## Given exercise
Exactly retype the lines from the one containing "Output the component" through the one containing "const limits = ['複印功能的限制', '傳真功能的限制', '掃描功能的限制', '列印功能的限制'];"; both ends count, pictures do not.

+++

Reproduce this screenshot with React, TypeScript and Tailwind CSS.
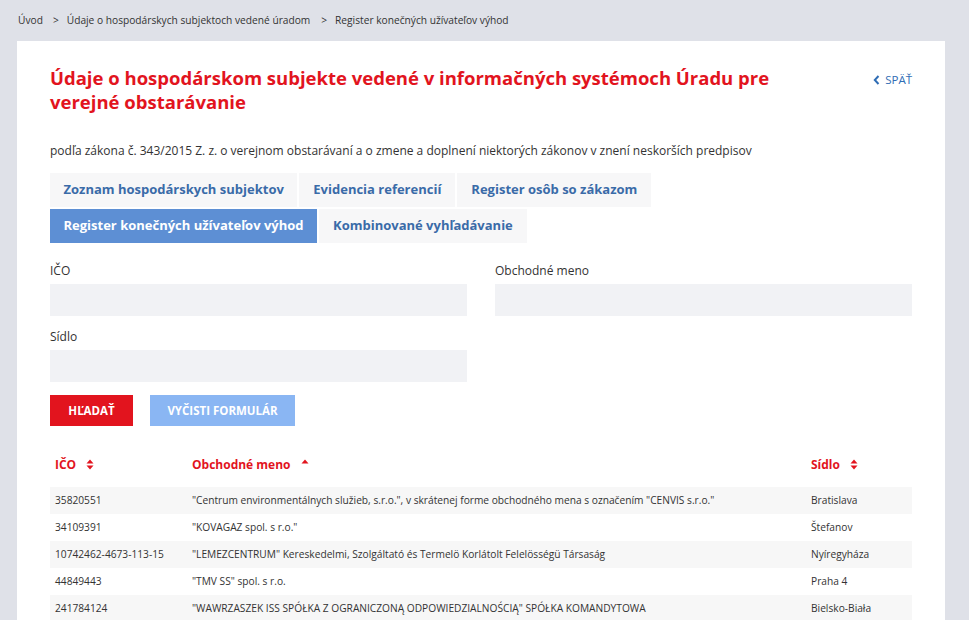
import React from "react";

const rows = [
  {
    ico: "35820551",
    name: "\"Centrum environmentálnych služieb, s.r.o.\", v skrátenej forme obchodného mena s označením \"CENVIS s.r.o.\"",
    seat: "Bratislava",
  },
  { ico: "34109391", name: "\"KOVAGAZ spol. s r.o.\"", seat: "Štefanov" },
  {
    ico: "10742462-4673-113-15",
    name: "\"LEMEZCENTRUM\" Kereskedelmi, Szolgáltató és Termelö Korlátolt Felelösségü Társaság",
    seat: "Nyíregyháza",
  },
  { ico: "44849443", name: "\"TMV SS\" spol. s r.o.", seat: "Praha 4" },
  {
    ico: "241784124",
    name: "\"WAWRZASZEK ISS SPÓŁKA Z OGRANICZONĄ ODPOWIEDZIALNOŚCIĄ\" SPÓŁKA KOMANDYTOWA",
    seat: "Bielsko-Biała",
  },
];

function SortIcon({ up = true, down = true }: { up?: boolean; down?: boolean }) {
  return (
    <svg width="8" height="11" viewBox="0 0 8 11" className="ml-[10px] inline-block align-[-1px]" aria-hidden>
      {up && <path d="M4 0.5 L7.5 4.5 H0.5 Z" fill="#e2141e" />}
      {down && <path d="M4 10.5 L7.5 6.5 H0.5 Z" fill="#e2141e" />}
    </svg>
  );
}

function Field({ label }: { label: string }) {
  return (
    <div>
      <label className="block text-[12px] leading-[18px] text-[#333]">{label}</label>
      <div className="mt-1 h-8 w-full bg-[#f1f2f5]" />
    </div>
  );
}

export default function App() {
  const tabRow1 = ["Zoznam hospodárskych subjektov", "Evidencia referencií", "Register osôb so zákazom"];

  return (
    <div className="min-h-[620px] bg-[#dfe1e8] font-['Open_Sans',sans-serif] text-[#333]">
      <nav className="flex h-[41px] items-center pl-[18px] text-[10.2px] text-[#333]">
        <span>Úvod</span>
        <span className="mx-[8px] ml-[10px]">&gt;</span>
        <span>Údaje o hospodárskych subjektoch vedené úradom</span>
        <span className="mx-[8px] ml-[11px]">&gt;</span>
        <span>Register konečných užívateľov výhod</span>
      </nav>

      <main className="ml-[17px] mr-6 bg-white px-[33px] pt-[25px]">
        <div className="flex items-start justify-between">
          <h1 className="w-[760px] text-[18.5px] font-bold leading-6 text-[#e2141e]">
            Údaje o hospodárskom subjekte vedené v informačných systémoch Úradu pre verejné obstarávanie
          </h1>
          <a className="mt-[5px] flex items-center gap-[5px] text-[11.5px] uppercase text-[#2f6db5]">
            <svg width="7" height="10" viewBox="0 0 7 10" aria-hidden>
              <path d="M5.5 1 L1.8 5 L5.5 9" stroke="#2f6db5" strokeWidth="2" fill="none" />
            </svg>
            Späť
          </a>
        </div>

        <p className="mt-[27px] text-[12px] leading-5">
          podľa zákona č. 343/2015 Z. z. o verejnom obstarávaní a o zmene a doplnení niektorých zákonov v znení neskorších predpisov
        </p>

        <div className="mt-3 flex flex-col gap-[2px]">
          <div className="flex gap-[2px]">
            {tabRow1.map((t, i) => (
              <div
                key={t}
                className={
                  i === 0
                    ? "flex h-[34px] items-center bg-[#f7f7f8] px-[13.5px] text-[13px] font-bold text-[#3a6ba8]"
                    : "flex h-[34px] items-center bg-[#f7f7f8] px-[14px] text-[13px] font-bold text-[#3a6ba8]"
                }
              >
                {t}
              </div>
            ))}
          </div>
          <div className="flex gap-[2px]">
            <div className="flex h-[34px] items-center bg-[#5d8fd4] px-[13.5px] text-[13px] font-bold text-white">
              Register konečných užívateľov výhod
            </div>
            <div className="flex h-[34px] items-center bg-[#f7f7f8] px-[14px] text-[13px] font-bold text-[#3a6ba8]">
              Kombinované vyhľadávanie
            </div>
          </div>
        </div>

        <div className="mt-[19px] grid grid-cols-2 gap-x-7 gap-y-3">
          <Field label="IČO" />
          <Field label="Obchodné meno" />
          <Field label="Sídlo" />
        </div>

        <div className="mt-[13px] flex gap-[17px]">
          <button className="h-[31px] w-[83px] bg-[#e2141e] text-[11.5px] font-bold uppercase text-white">
            Hľadať
          </button>
          <button className="h-[31px] w-[145px] bg-[#8ab6f3] text-[11.5px] font-bold uppercase text-white">
            Vyčisti formulár
          </button>
        </div>

        <table className="mt-[21px] w-full border-collapse text-left text-[10.2px]">
          <thead>
            <tr className="h-10 text-[12px] font-bold text-[#e2141e]">
              <th className="w-[142px] pb-[4px] pl-[5px] font-bold">
                IČO
                <SortIcon />
              </th>
              <th className="pb-[4px] font-bold">
                Obchodné meno
                <SortIcon down={false} />
              </th>
              <th className="w-[101px] pb-[4px] font-bold">
                Sídlo
                <SortIcon />
              </th>
            </tr>
          </thead>
          <tbody>
            {rows.map((r, i) => (
              <tr key={r.ico} className={i % 2 === 0 ? "h-[27px] bg-[#f7f7f7]" : "h-[27px] bg-white"}>
                <td className="pl-[5px]">{r.ico}</td>
                <td>{r.name}</td>
                <td>{r.seat}</td>
              </tr>
            ))}
          </tbody>
        </table>
      </main>
    </div>
  );
}
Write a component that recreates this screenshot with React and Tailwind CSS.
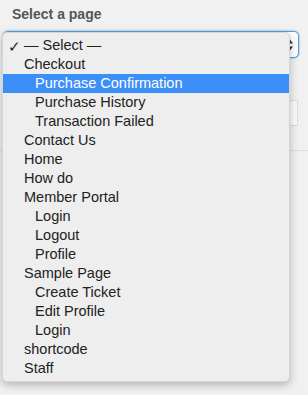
import React from "react";

const options = [
  { label: "— Select —", depth: 0, checked: true },
  { label: "Checkout", depth: 0 },
  { label: "Purchase Confirmation", depth: 1, active: true },
  { label: "Purchase History", depth: 1 },
  { label: "Transaction Failed", depth: 1 },
  { label: "Contact Us", depth: 0 },
  { label: "Home", depth: 0 },
  { label: "How do", depth: 0 },
  { label: "Member Portal", depth: 0 },
  { label: "Login", depth: 1 },
  { label: "Logout", depth: 1 },
  { label: "Profile", depth: 1 },
  { label: "Sample Page", depth: 0 },
  { label: "Create Ticket", depth: 1 },
  { label: "Edit Profile", depth: 1 },
  { label: "Login", depth: 1 },
  { label: "shortcode", depth: 0 },
  { label: "Staff", depth: 0 },
];

const App = () => {
  return (
    <div
      className="relative w-[308px] h-[395px] overflow-hidden bg-[#f1f1f1] text-[#222]"
      style={{ fontFamily: "'Liberation Sans', Arial, sans-serif" }}
    >
      <div className="pl-[12px] pt-[5px] text-[14px] font-bold text-[#555] leading-[18px]">
        Select a page
      </div>

      {/* the select itself, mostly hidden under the open menu */}
      <div className="mt-[8px] ml-[3px] w-[296px] h-[27px] rounded-[5px] border border-[#5b9dd9] bg-white shadow-[0_0_2px_rgba(30,140,190,0.8)] flex items-center justify-end pr-[4px]">
        <svg width="8" height="14" viewBox="0 0 8 14">
          <path d="M1 5.5 L4 1.5 L7 5.5 Z" fill="#333" />
          <path d="M1 8.5 L4 12.5 L7 8.5 Z" fill="#333" />
        </svg>
      </div>

      {/* field behind menu */}
      <div className="mt-[42px] ml-[200px] w-[98px] h-[26px] border border-[#ddd] bg-[#fbfbfb]" />
      <div className="mt-[24px] h-px bg-[#dcdcdc]" />

      {/* open dropdown */}
      <div className="absolute left-[2px] top-[32px] w-[288px] h-[350px] rounded-[5px] bg-[#eeeeee] border border-[#d5d5d5] shadow-[0_3px_8px_rgba(0,0,0,0.25)] pt-[3px] text-[14.5px]">
        {options.map((o, i) => (
          <div
            key={i}
            className={
              "relative h-[19px] leading-[19px] whitespace-nowrap " +
              (o.active ? "bg-[#3b8ff6] text-white" : "text-[#222]")
            }
            style={{ paddingLeft: o.depth ? 32 : 21 }}
          >
            {o.checked && (
              <span className="absolute left-[5px] top-[1px] text-[15px]">✓</span>
            )}
            {o.label}
          </div>
        ))}
      </div>
    </div>
  );
};

export default App;
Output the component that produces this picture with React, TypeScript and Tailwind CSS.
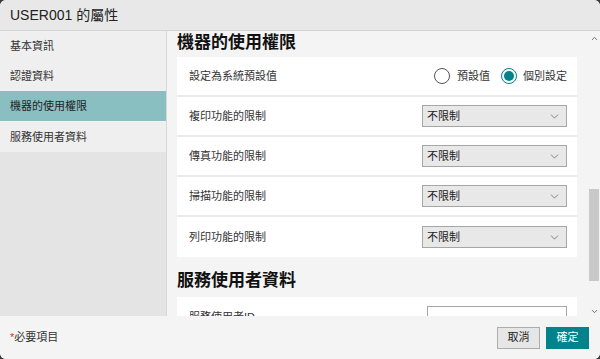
import React from 'react';
import { ChevronDown, ChevronUp } from 'lucide-react';

const font = "font-['Liberation_Sans','Noto_Sans_CJK_TC',sans-serif]";

const navItems = ['基本資訊', '認證資料', '機器的使用權限', '服務使用者資料'];
const limits = ['複印功能的限制', '傳真功能的限制', '掃描功能的限制', '列印功能的限制'];

function Select() {
  return (
    <div className="w-[145px] h-[22px] bg-[#e8e8e8] border border-[#a6a6a6] flex items-center justify-between pl-[4px] pr-[5px] text-[11px] text-[#222]">
      <span>不限制</span>
      <ChevronDown size={13} strokeWidth={1.3} className="text-[#555]" />
    </div>
  );
}

export default function App() {
  return (
    <div className="w-[600px] h-[359px] bg-[#3a3a3a]">
      <div className={`${font} w-full h-full rounded-[6px] overflow-hidden flex flex-col bg-[#f4f4f4]`}>
        <div className="h-[31px] shrink-0 bg-[#e8e8e8] border-b border-[#d4d4d4] flex items-center px-[10px] text-[14px] text-[#222]">
          USER001 的屬性
        </div>

        <div className="flex h-[285px] shrink-0">
          <div className="w-[167px] shrink-0 bg-[#e4e4e4] border-r border-[#d8d8d8] flex flex-col">
            <div className="bg-[#efefef] flex flex-col">
              {navItems.map((item, i) => (
                <div
                  key={item}
                  className={
                    i === 2
                      ? 'h-[31px] flex items-center pl-[10px] text-[11px] text-[#1e1e1e] bg-[#8abfc2] border-b border-[#f4f4f4]'
                      : 'h-[30px] flex items-center pl-[10px] text-[11px] text-[#333]'
                  }
                >
                  {item}
                </div>
              ))}
            </div>
          </div>

          <div className="flex-1 overflow-hidden pl-[10px] pr-[11px]">
            <h2 className="h-[26px] pt-[1px] text-[17px] font-bold leading-[22px] text-[#111]">機器的使用權限</h2>
            <div className="bg-white flex flex-col">
              <div className="h-[40px] flex items-center justify-between px-[10px] pl-[12px] border-b-2 border-[#ebebeb]">
                <span className="text-[11px] text-[#333]">設定為系統預設值</span>
                <div className="flex items-center text-[11px] text-[#333]">
                  <span className="w-[16px] h-[16px] rounded-full border border-[#555] bg-white" />
                  <span className="ml-[7px]">預設值</span>
                  <span className="ml-[11px] w-[16px] h-[16px] rounded-full border-[1.5px] border-[#00838a] bg-white flex items-center justify-center">
                    <span className="w-[10px] h-[10px] rounded-full bg-[#00838a]" />
                  </span>
                  <span className="ml-[6px]">個別設定</span>
                </div>
              </div>
              {limits.map((label, i) => (
                <div
                  key={label}
                  className={
                    i < limits.length - 1
                      ? 'h-[40px] flex items-center justify-between px-[10px] pl-[12px] border-b-2 border-[#ebebeb]'
                      : 'h-[40px] flex items-center justify-between px-[10px] pl-[12px]'
                  }
                >
                  <span className="text-[11px] text-[#333]">{label}</span>
                  <Select />
                </div>
              ))}
            </div>
            <h2 className="mt-[12px] h-[28px] text-[17px] font-bold leading-[24px] text-[#111]">服務使用者資料</h2>
            <div className="bg-white h-[40px] flex items-start justify-between px-[10px] pl-[12px] pt-[9px]">
              <span className="text-[11px] text-[#333] pt-[3px]">服務使用者ID</span>
              <div className="w-[140px] h-[24px] border border-[#a6a6a6] bg-white" />
            </div>
          </div>

          <div className="w-[12px] shrink-0 bg-[#f4f4f4] flex flex-col items-center">
            <ChevronUp size={9} strokeWidth={2} className="mt-[3px] text-[#444]" />
            <div className="mt-[146px] w-[10px] h-[92px] bg-[#c9c9c9]" />
            <ChevronDown size={9} strokeWidth={2} className="mt-[26px] text-[#444]" />
          </div>
        </div>

        <div className="flex-1 flex items-center justify-between pl-[10px] pr-[11px] bg-[#f4f4f4]">
          <span className="text-[11px] text-[#333]">
            <span className="text-[#d0342c]">*</span>必要項目
          </span>
          <div className="flex gap-[6px]">
            <button className="w-[43px] h-[22px] bg-[#e6e6e6] border border-[#adadad] text-[11px] text-[#222]">取消</button>
            <button className="w-[43px] h-[22px] bg-[#00838a] text-[11px] text-white">確定</button>
          </div>
        </div>
      </div>
    </div>
  );
}
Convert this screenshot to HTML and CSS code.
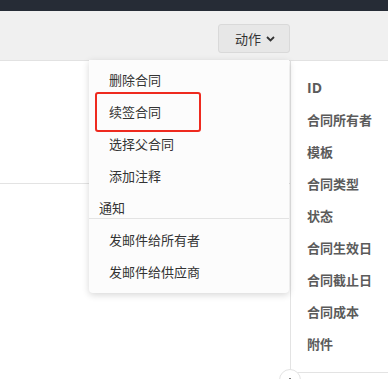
FILE: index.html
```html
<!DOCTYPE html>
<html lang="zh">
<head>
<meta charset="utf-8">
<link rel="stylesheet" href="styles.css">
</head>
<body>
<div class="topbar"></div>
<div class="toolbar">
  <button class="action-btn">动作
    <svg class="chev" width="9" height="6" viewBox="0 0 9 6"><path d="M1 1l3.5 3.5L8 1" fill="none" stroke="#333" stroke-width="1.8"/></svg>
  </button>
</div>
<div class="main">
  <div class="content">
    <div class="content-box"></div>
  </div>
  <div class="side">
    <div class="side-list">
      <div class="field id">ID</div>
      <div class="field">合同所有者</div>
      <div class="field">模板</div>
      <div class="field">合同类型</div>
      <div class="field">状态</div>
      <div class="field">合同生效日</div>
      <div class="field">合同截止日</div>
      <div class="field">合同成本</div>
      <div class="field">附件</div>
    </div>
  </div>
  <div class="knob"><span class="dot"></span></div>
  <div class="menu">
    <div class="menu-group">
      <div class="item">删除合同</div>
      <div class="item">续签合同</div>
      <div class="item">选择父合同</div>
      <div class="item">添加注释</div>
    </div>
    <div class="menu-header">通知</div>
    <div class="menu-group second">
      <div class="item">发邮件给所有者</div>
      <div class="item">发邮件给供应商</div>
    </div>
    <div class="highlight"></div>
  </div>
</div>
</body>
</html>
```
FILE: styles.css
```css
* { box-sizing: border-box; }
html, body { margin: 0; padding: 0; }
body {
  font-family: "Noto Sans CJK SC", "Noto Sans", sans-serif;
  font-size: 13px;
  color: #333;
  background: #fff;
  width: 388px;
  height: 379px;
  overflow: hidden;
}
.topbar { height: 11px; background: #262c36; }
.toolbar {
  height: 50px;
  background: #f0f0f0;
  border-bottom: 1px solid #e2e2e2;
  display: flex;
  justify-content: flex-end;
  align-items: flex-start;
  padding: 13px 98px 0 0;
}
.action-btn {
  width: 72px;
  height: 29px;
  border: 1px solid #d9d9d9;
  border-radius: 3px;
  background: #e7e7e7;
  font-family: inherit;
  font-size: 13px;
  color: #333;
  display: flex;
  align-items: center;
  justify-content: center;
  gap: 5px;
  padding: 0 0 0 2px;
}
.chev { margin-top: 1px; }
.main {
  position: relative;
  display: flex;
  height: 318px;
}
.content { flex: 1; }
.content-box { height: 123px; border-bottom: 1px solid #e3e3e3; }
.side {
  width: 98px;
  border-left: 1px solid #e3e3e3;
  height: 312px;
  border-bottom: 1px solid #e3e3e3;
}
.side-list { padding: 11px 0 0 16px; }
.field {
  height: 32px;
  line-height: 32px;
  font-weight: 700;
  color: #5b5b5b;
  white-space: nowrap;
}
.field.id { font-family: "Open Sans", "Noto Sans", sans-serif; font-size: 14px; }
.knob {
  position: absolute;
  left: 279px;
  top: 308px;
  width: 22px;
  height: 22px;
  border-radius: 50%;
  background: #fff;
  border: 1px solid #e3e3e3;
  display: flex;
  justify-content: center;
  align-items: center;
}
.dot { width: 2px; height: 2px; background: #555; border-radius: 1px; margin-top: -2px; }
.menu {
  position: absolute;
  left: 89px;
  top: -1px;
  width: 200px;
  background: #fcfcfc;
  border-radius: 0 0 4px 4px;
  box-shadow: 0 2px 7px rgba(0,0,0,0.16);
  padding: 4px 0 5px;
}
.item {
  height: 32px;
  line-height: 32px;
  padding-left: 20px;
  color: #333;
  white-space: nowrap;
}
.menu-header {
  padding: 6px 10px 1px;
  line-height: 19px;
  color: #333;
  border-bottom: 1px solid #e3e3e3;
}
.menu-group.second { padding-top: 5px; }
.highlight {
  position: absolute;
  left: 6px;
  top: 32px;
  width: 106px;
  height: 40px;
  border: 2px solid #ee2a1f;
  border-radius: 3px;
}
```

+++

## Written response
Output the component that produces this picture with React, TypeScript and Tailwind CSS.
import React from 'react';
import { ChevronDown, ChevronUp } from 'lucide-react';

const font = "font-['Liberation_Sans','Noto_Sans_CJK_TC',sans-serif]";

const navItems = ['基本資訊', '認證資料', '機器的使用權限', '服務使用者資料'];
const limits = ['複印功能的限制', '傳真功能的限制', '掃描功能的限制', '列印功能的限制'];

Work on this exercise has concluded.